In the book, Gladwell explains that when he decided to grow out his hair into an Afro, people immediately began treating him differently. While of a multiethnic background, strangers assumed he was African-American based on his hairstyle and often discriminated against him based on that assumption.

Of course, curly or permed hair has indicated different things at different times in history.

Julius Caesar made curly hair wigs for his soldiers to wear when they returned home from victory. Ordinary Romans who could not afford curly hair wigs sometimes even painted the shape of curls on their forehead.

Curly wigs were very popular among royalty and well-heeled individuals during the 17th and 18th century in Europe. King James II of England was fond of big curly hair wigs. He preferred wigs with curls that sat high upon his head and flowed gracefully down his shoulders.

William Hogarth, an 18th century British pictorial satirist, once wrote that curly hair was so attractive that a man or woman with particularly gorgeous curls held the attention of an entire room.
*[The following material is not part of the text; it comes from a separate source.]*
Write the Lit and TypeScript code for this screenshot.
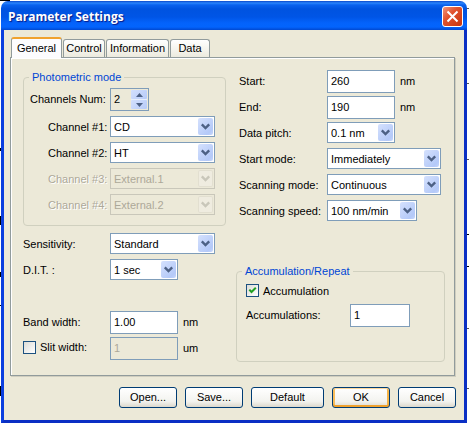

In Korea, curly hair has become the center of a recent controversy. In the midst of the prosecution scandal, Representative Hong Joon-pyo of the Grand National Party said, “Prosecutors nowadays do not work hard, instead they are busy getting their hair permed.”

Prosecutor General Kim Joon-kyu retorted, “Although my hair is naturally curly, someone is claiming that I got a perm. And the criticism against the prosecution has been made in the same manner.”

Why are we arguing about hairstyles when the country is faced with such problems?

*The writer is a city news reporter of the JoongAng Ilbo.